The ancient city of Patan, lying 5km southeast of Kathmandu, is known as the city of fine arts. The city is full of Hindu temples and Buddhist monuments. The diversity of the medieval culture that allowed both Hinduism and Buddhism to flourish has left a rich legacy of impressive sightseeing in this city for today's visitors.
Patan Durbar Square, situated in the heart of the city, constitutes the focus of visitors' attraction. The Square is full of ancient palaces, temples and shrines, noted for their exquisite carvings. The Patan Durbar Square consists of three main chowks or courtyards, the Central Mul Chowk, Sundari Chowk and Keshar Narayan Chowk. The Sundari Chowk holds in its center a masterpiece of stone architecture, the Royal Bath called Tushahity. It was listed in the UNESCO World Heritage Monument List in 1979.
Patan Durbar Square is situated at the centre of Lalitpur city. It is one of the three Durbar Squares in the Kathmandu Valley, all of which are UNESCO World Heritage Sites. One of its attraction is The Ancient Royal Palace where the Malla Kings of Lalitpur resided.
The Durbar Square is a marvel of Newa architecture. The Square floor is tiled with red bricks. There are many temples and idols in the area. The main temples are aligned opposite of the western face of the palace. The entrance of the temples faces east, towards the palace. There is also a bell situated in the alignment beside the main temples. The Square also holds old Newari residential houses. There are various other temples and structures in and around Patan Durbar Square build by the Newa People.
Patan Museum: This museum inside the Durbar Square specializes in bronze statues and religious objects. Its is considered one of the best museums in Asia. Opens daily from 9:00 am to 5:00 pm. Entrance fee Rs. 120 for other foreign visitors and Rs. 30 for SAARC nationals. It is closed only for 3 days during Dashain and for 3 days during Tihar.

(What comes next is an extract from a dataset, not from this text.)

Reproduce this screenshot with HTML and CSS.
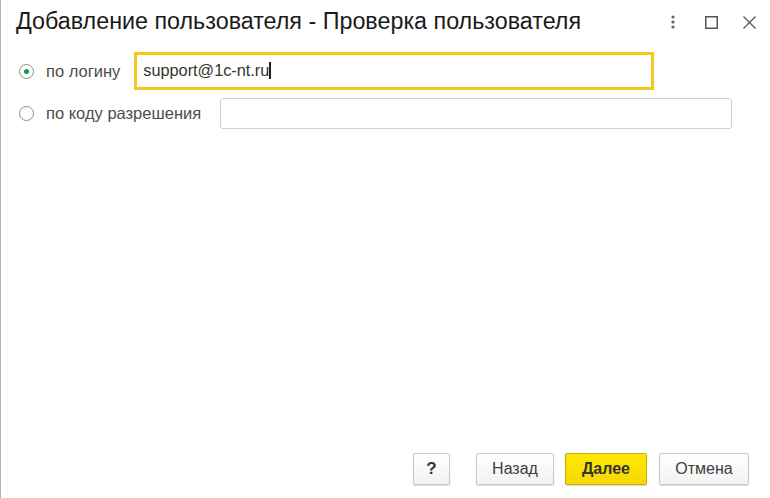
FILE: index.html
```html
<!DOCTYPE html>
<html lang="ru">
<head>
    <meta charset="UTF-8">
    <title>Добавление пользователя</title>
    <link rel="stylesheet" href="styles.css">
</head>
<body>
    <div class="window">
        <div class="title-bar">
            <h1>Добавление пользователя - Проверка пользователя</h1>
            <div class="title-icons">
                <span class="icon-more">
                    <svg width="4" height="14" viewBox="0 0 4 14"><circle cx="2" cy="2" r="1.6" fill="#666"/><circle cx="2" cy="7" r="1.6" fill="#666"/><circle cx="2" cy="12" r="1.6" fill="#666"/></svg>
                </span>
                <span class="icon-max">
                    <svg width="13" height="13" viewBox="0 0 13 13"><rect x="0.75" y="0.75" width="11.5" height="11.5" fill="none" stroke="#555" stroke-width="1.5"/></svg>
                </span>
                <span class="icon-close">
                    <svg width="13" height="13" viewBox="0 0 13 13"><path d="M0.5 0.5 L12.5 12.5 M12.5 0.5 L0.5 12.5" stroke="#555" stroke-width="1.2"/></svg>
                </span>
            </div>
        </div>

        <!-- Способ проверки -->
        <div class="form">
            <div class="row row-login">
                <span class="radio checked"></span>
                <span class="label">по логину</span>
                <div class="field focused">support@1c-nt.ru<span class="caret"></span></div>
            </div>
            <div class="row row-code">
                <span class="radio"></span>
                <span class="label">по коду разрешения</span>
                <div class="field"></div>
            </div>
        </div>

        <div class="footer">
            <button class="btn btn-help">?</button>
            <button class="btn btn-back">Назад</button>
            <button class="btn btn-next">Далее</button>
            <button class="btn btn-cancel">Отмена</button>
        </div>
    </div>
</body>
</html>
```

FILE: styles.css
```css
html, body {
    margin: 0;
    padding: 0;
    height: 100%;
    background: #fff;
}
body {
    font-family: Arial, "Liberation Sans", sans-serif;
    color: #333;
}
.window {
    height: 498px;
    box-sizing: border-box;
    border-left: 1px solid #b4b4b4;
    display: flex;
    flex-direction: column;
}
.title-bar {
    display: flex;
    align-items: center;
    height: 44px;
    padding: 0 14px 0 15px;
}
.title-bar h1 {
    flex: 1;
    margin: 0;
    font-size: 23.3px;
    font-weight: normal;
    color: #1a1a1a;
    padding-bottom: 1px;
}
.title-icons {
    display: flex;
    align-items: center;
}
.title-icons span {
    display: flex;
    align-items: center;
    justify-content: center;
}
.icon-more {
    width: 4px;
    margin-right: 30px;
}
.icon-max {
    margin-right: 25px;
}
.form {
    padding-left: 18px;
}
.row {
    display: flex;
    align-items: center;
}
.row-login {
    margin-top: 8px;
    height: 38px;
}
.row-code {
    margin-top: 8px;
    height: 31px;
}
.radio {
    width: 15px;
    height: 15px;
    border: 1px solid #8f8f8f;
    border-radius: 50%;
    box-sizing: border-box;
    position: relative;
    background: #fff;
}
.radio.checked::after {
    content: "";
    position: absolute;
    left: 4px;
    top: 4px;
    width: 5px;
    height: 5px;
    border-radius: 50%;
    background: #12994a;
}
.label {
    margin-left: 12px;
    font-size: 16.5px;
    color: #4d4d4d;
}
.field {
    box-sizing: border-box;
    background: #fff;
    font-size: 16.3px;
    color: #333;
    display: flex;
    align-items: center;
}
.row-login .field {
    margin-left: 14px;
    width: 520px;
    height: 38px;
    border: 3px solid #f5c71a;
    padding-left: 6px;
    padding-bottom: 2px;
}
.row-code .field {
    margin-left: 19px;
    width: 512px;
    height: 31px;
    border: 1px solid #cfcfcf;
    border-radius: 3px;
}
.caret {
    display: inline-block;
    width: 2px;
    height: 17px;
    background: #222;
}
.footer {
    margin-top: auto;
    display: flex;
    justify-content: flex-end;
    padding: 0 21px 13px 0;
}
.btn {
    height: 32px;
    box-sizing: border-box;
    border: 1px solid #c8c8c8;
    border-radius: 2px;
    background: linear-gradient(#ffffff, #f2f2f2);
    box-shadow: 0 1px 1px rgba(0, 0, 0, 0.15);
    font-family: Arial, "Liberation Sans", sans-serif;
    font-size: 16px;
    color: #404040;
    padding: 0;
    margin-left: 11px;
}
.btn-help {
    width: 37px;
    font-size: 17px;
    font-weight: bold;
    color: #333;
}
.btn-back {
    width: 78px;
    margin-left: 26px;
}
.btn-next {
    width: 82px;
    background: linear-gradient(#fde800, #f7d800);
    border-color: #c4ae00;
    font-weight: bold;
    color: #333;
}
.btn-cancel {
    width: 90px;
    margin-left: 12px;
}
```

Krishna Mandir: Built in 1637 AD, the temple of Lord Krishna holds a commanding position in the palace complex of Patan. It is supposed to be the first specimen of Shikhara style architecture in Nepal. It is the only temple in Nepal having 21 spires and is completely made of stone.
Mahabouddha: A little further east from Patan Durbar Square lies this Buddhist temple made of clay bricks in which thousands of images of Lord Buddha are engraved. The terra-cotta structure is one of the fourteenth century Nepalese architectural masterpieces.

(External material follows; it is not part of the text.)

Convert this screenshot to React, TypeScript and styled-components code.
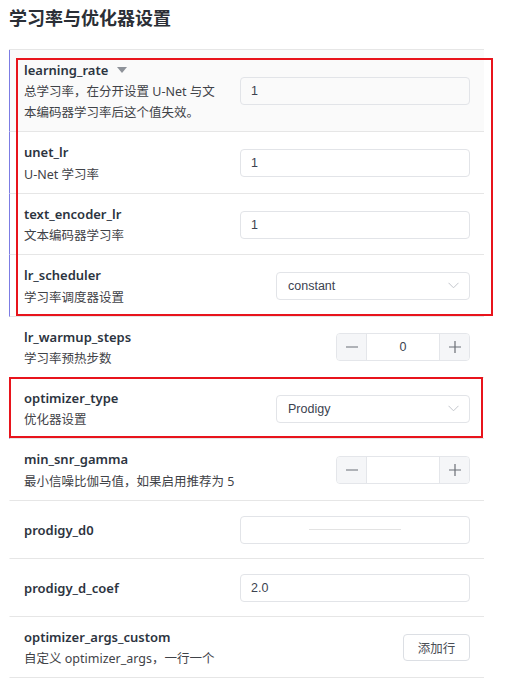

Hiranya Varna Mahavihar: Located inside Kwabadehal, this three-story golden pagoda of Lokeshwor (Lord Buddha) was built in the twelfth century by King Bhaskar Verma. It is famous as the Golden Temple. Inside the upper story of the pagoda, are the golden images of Lord Buddha and a large prayer wheel.
Kumbheshwor: This five-tiered temple of Lord Shiva was built during the reign of King Jayasthiti Malla. On the Janai Poornima day in August, a fair is held in Kumbheshwor.
Jagatnarayan Temple: This tall, imposing temple of Lord Vishnu is situated at Sankhmul. The temple has many fine stone images and an artistic metal statue of Garuda on a stone pillar.
Rudra Varna Mahavihar: This unique Buddhist monastery contains an amazing collection of images and statues in metal, stone and wood. It is believed that the kings in the ancient times were crowned in this monastery. Many of the treasures offered by the devotees can be seen here even today.
The Ashokan Stupas: There are four ancient stupas popularly believed to have been built in 250 BC by Emperor Ashoka at the four cardinal directions of Patan. The four stupas are situated in Pulchok, Lagankhel, Ebahi and in Teta (way to Sano Gaon) respectively. These stupas are evidence of the city's ancient religious importance.
Achheswor Mahavihar: It was established towards the beginning of the 17th century by one Achheshwor who built a temple to house an idol of Lord Buddha. The Mahavihar has recently been reconstructed. Situated behind the Ashokan Stupa at Pulchok, the Mahavihar commands a beautiful view of the Kathmandu Valley.
Temple of Machchendranath and Minnath: The pagoda of Red Machchendranath built in 1408 AD is situated in Tabahal. For six months, the deity is taken to its other shrine in Bungmati. The temple of Minnath is situated in Tangal on the way to Tabahal.
The square was heavily damaged on 25 April 2015 by a major earthquake.